What the task requires: Return precisely the span of lines from the top of the material below to the line containing "import React from 'react'", both included. Pictures are excluded.

Supplied data:
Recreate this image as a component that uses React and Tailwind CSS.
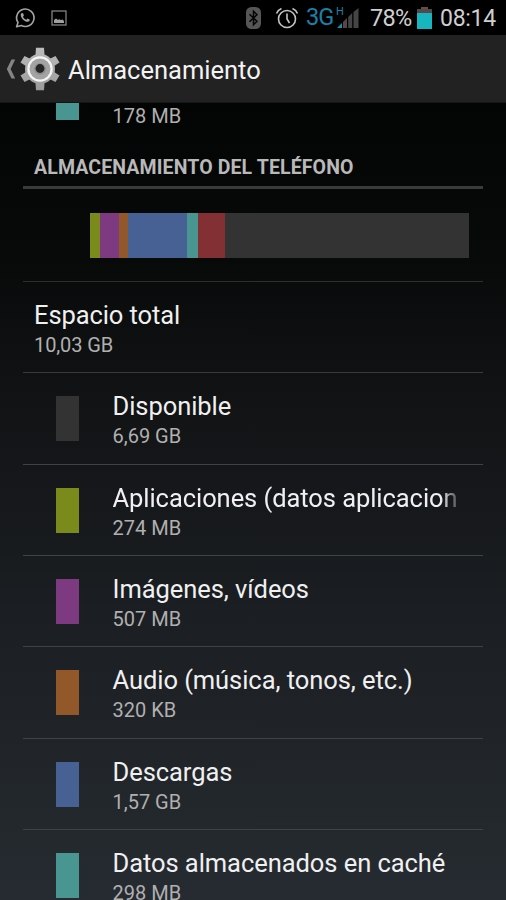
import React from 'react'

const categories = [
  { name: 'Disponible', size: '6,69 GB', color: 'bg-[#333333]' },
  { name: 'Aplicaciones (datos aplicacion', size: '274 MB', color: 'bg-[#7b8b1b]', fade: true },
  { name: 'Imágenes, vídeos', size: '507 MB', color: 'bg-[#7d3a80]' },
  { name: 'Audio (música, tonos, etc.)', size: '320 KB', color: 'bg-[#935829]' },
  { name: 'Descargas', size: '1,57 GB', color: 'bg-[#486195]' },
  { name: 'Datos almacenados en caché', size: '298 MB', color: 'bg-[#499591]' },
]

const segments = [
  { width: 10, color: 'bg-[#7b8b1b]' },
  { width: 19, color: 'bg-[#7d3a80]' },
  { width: 9, color: 'bg-[#935829]' },
  { width: 59, color: 'bg-[#486195]' },
  { width: 11, color: 'bg-[#499591]' },
  { width: 27, color: 'bg-[#823033]' },
]

const WhatsappIcon = () => (
  <svg width="22" height="22" viewBox="0 0 22 22" fill="none" stroke="#a3a3a3" strokeWidth="1.6">
    <path d="M2.6 19.8l1.4-4.300a8.700 8.700 0 1 1 3.300 3z" strokeLinejoin="round" />
    <path
      d="M8.100 6.100c-.9.3-1.500 1.100-1.300 2.300.5 3 3.600 6 6.800 6.400 1.300.1 2.300-.8 2.200-2l-2.300-1.200-1.200 1.200c-1.600-.6-2.700-1.700-3.300-3.100l.9-1.100-.8-2.400z"
      fill="#a3a3a3"
      stroke="none"
    />
  </svg>
)

const PictureIcon = () => (
  <svg width="16" height="16" viewBox="0 0 16 16">
    <rect x="1" y="1" width="14" height="14" fill="none" stroke="#8c8c8c" strokeWidth="1.2" />
    <path d="M3 13v-3l2-1.500 2 1.500 1-.8 2 .8 1.500-.5L13 11v2z" fill="#a0a0a0" />
  </svg>
)

const BluetoothIcon = () => (
  <svg width="15" height="22" viewBox="0 0 15 22">
    <rect x="0" y="0" width="15" height="22" rx="5.5" fill="#565656" />
    <path d="M3.5 7.300l7.500 7-3.500 3.400V4.300L11 7.700l-7.500 7" fill="none" stroke="#050505" strokeWidth="1.5" />
  </svg>
)

const AlarmIcon = () => (
  <svg width="24" height="22" viewBox="0 0 24 22" fill="none" stroke="#c4c4c4" strokeWidth="1.6">
    <circle cx="12" cy="12" r="8.5" />
    <path d="M12 6.500V12l2.500 4M1.500 6.500C2.500 4 4 2.500 6.500 1.500M22.500 6.500C21.500 4 20 2.500 17.500 1.500" />
  </svg>
)

const SignalIcon = () => (
  <svg width="22" height="21" viewBox="0 0 22 21">
    <path d="M0 20l5-5v5z" fill="#168db0" />
    <path d="M6 14l4-4v10H6z" fill="#54474a" />
    <path d="M11.200 9l4-4v15h-4z" fill="#454545" />
    <path d="M16.500 4L21.500 0v20h-5z" fill="#454545" />
  </svg>
)

const GearIcon = () => (
  <svg width="40" height="44" viewBox="0 0 40 44">
    <defs>
      <linearGradient id="gear" gradientUnits="userSpaceOnUse" x1="0" y1="0" x2="0" y2="44">
        <stop offset="0" stopColor="#bdbdbd" />
        <stop offset="1" stopColor="#9a9a9a" />
      </linearGradient>
    </defs>
    <g fill="url(#gear)">
      <circle cx="20" cy="22" r="15" />
      <path d="M16 .8h8l.6 8h-9.200z" />
      <path d="M16 43.200h8l.6-8h-9.200z" />
      <path d="M.5 15.500L4.500 9l8 4-5 7z" />
      <path d="M39.500 15.500L35.500 9l-8 4 5 7z" />
      <path d="M.5 28.500L4.500 35l8-4-5-7z" />
      <path d="M39.500 28.500L35.500 35l-8-4 5-7z" />
    </g>
    <circle cx="20" cy="22" r="11.600" fill="#a3a3a3" stroke="#f4f4f4" strokeWidth="2.300" />
    <circle cx="20" cy="22" r="5.800" fill="#8b8b8b" />
    <circle cx="20" cy="21.500" r="4.400" fill="#252525" />
  </svg>
)

const StatusBar = () => (
  <div className="flex h-[35px] shrink-0 items-center bg-black pl-[14px]">
    <WhatsappIcon />
    <div className="ml-[15px]">
      <PictureIcon />
    </div>
    <div className="ml-[179px]">
      <BluetoothIcon />
    </div>
    <div className="ml-[14px] mt-px">
      <AlarmIcon />
    </div>
    <span className="ml-[7px] w-[30px] text-[23.5px] leading-none tracking-[-0.9px] text-[#1b80a8]">3G</span>
    <div className="relative ml-px mt-px">
      <SignalIcon />
      <span className="absolute -left-px -top-[2px] text-[11px] leading-none text-[#1b80a8]">H</span>
    </div>
    <span className="ml-[11px] mt-[2px] w-[42px] text-[23.5px] leading-none tracking-[-0.7px] text-[#cfcfcf]">78%</span>
    <div className="ml-[5px] mt-px flex flex-col items-center">
      <div className="h-[2px] w-[7px] bg-[#6b4a4c]" />
      <div className="h-[4px] w-[15px] bg-[#54494a]" />
      <div className="h-[16px] w-[15px] bg-[#16b5c0]" />
    </div>
    <span className="ml-[8px] mt-[2px] text-[23px] leading-none tracking-[-0.3px] text-[#cfcfcf]">08:14</span>
  </div>
)

const Header = () => (
  <div className="flex h-[68px] shrink-0 items-center border-b border-[#161616] bg-[#222222] pl-[6px]">
    <svg width="10" height="22" viewBox="0 0 10 22" fill="#858585">
      <path d="M5.500 1.500H9.200L4.600 11l4.600 9.500H5.500L.8 11z" />
    </svg>
    <div className="ml-[4px]">
      <GearIcon />
    </div>
    <h1 className="ml-[8px] mt-[2px] whitespace-nowrap text-[25.5px] leading-[30px] text-[#f3f3f3]">Almacenamiento</h1>
  </div>
)

const CategoryRow = ({ item }) => (
  <div className="flex h-[91.33px] shrink-0 border-b border-[#3f4346] pl-[33px]">
    <div className={`mt-[23px] h-[45px] w-[23px] shrink-0 ${item.color}`} />
    <div className="ml-[33.5px] w-[345px] pt-[18px]">
      <div
        className={`whitespace-nowrap text-[25.5px] leading-[30px] tracking-[-0.06px] text-[#f0f0f0] ${
          item.fade ? '[mask-image:linear-gradient(to_right,black_328px,transparent_350px)]' : ''
        }`}
      >
        {item.name}
      </div>
      <div className="pt-px text-[20px] leading-[29px] text-[#b0b0b0]">{item.size}</div>
    </div>
  </div>
)

const App = () => {
  return (
    <div className="flex h-[900px] w-[506px] flex-col overflow-hidden bg-black font-['Roboto',sans-serif]">
      <StatusBar />
      <Header />
      <div className="flex min-h-0 flex-1 flex-col overflow-hidden bg-[linear-gradient(to_bottom,#030404_0%,#080a0a_20%,#121416_40%,#1b1e22_64%,#23282c_90%,#262b32_100%)] px-[23px]">
        <div className="flex h-[44px] shrink-0 pl-[33px]">
          <div className="h-[17px] w-[23px] bg-[#499591]" />
          <div className="ml-[33.5px] text-[20px] leading-[26px] text-[#b0b0b0]">178 MB</div>
        </div>

        <div className="h-[42px] shrink-0 border-b-3 border-[#393b3b] pl-[11px] text-[19.5px] font-bold leading-[42px] tracking-[0.12px] text-[#b9b9b9]">
          ALMACENAMIENTO DEL TELÉFONO
        </div>

        <div className="h-[93px] shrink-0 border-b border-[#2c2f30] pl-[67px] pr-[14px] pt-[24px]">
          <div className="flex h-[45px] bg-[#333333]">
            {segments.map((segment, index) => (
              <div key={index} className={segment.color} style={{ width: segment.width }} />
            ))}
          </div>
        </div>

        <div className="h-[91.33px] shrink-0 border-b border-[#393c3e] pl-[11px] pt-[18px]">
          <div className="text-[25.5px] leading-[30px] tracking-[-0.1px] text-[#f0f0f0]">Espacio total</div>
          <div className="pt-px text-[20px] leading-[29px] tracking-[-0.1px] text-[#b0b0b0]">10,03 GB</div>
        </div>

        {categories.map((item, index) => (
          <CategoryRow key={index} item={item} />
        ))}
      </div>
    </div>
  )
}

export default App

Finished exercise:
Recreate this image as a component that uses React and Tailwind CSS.
import React from 'react'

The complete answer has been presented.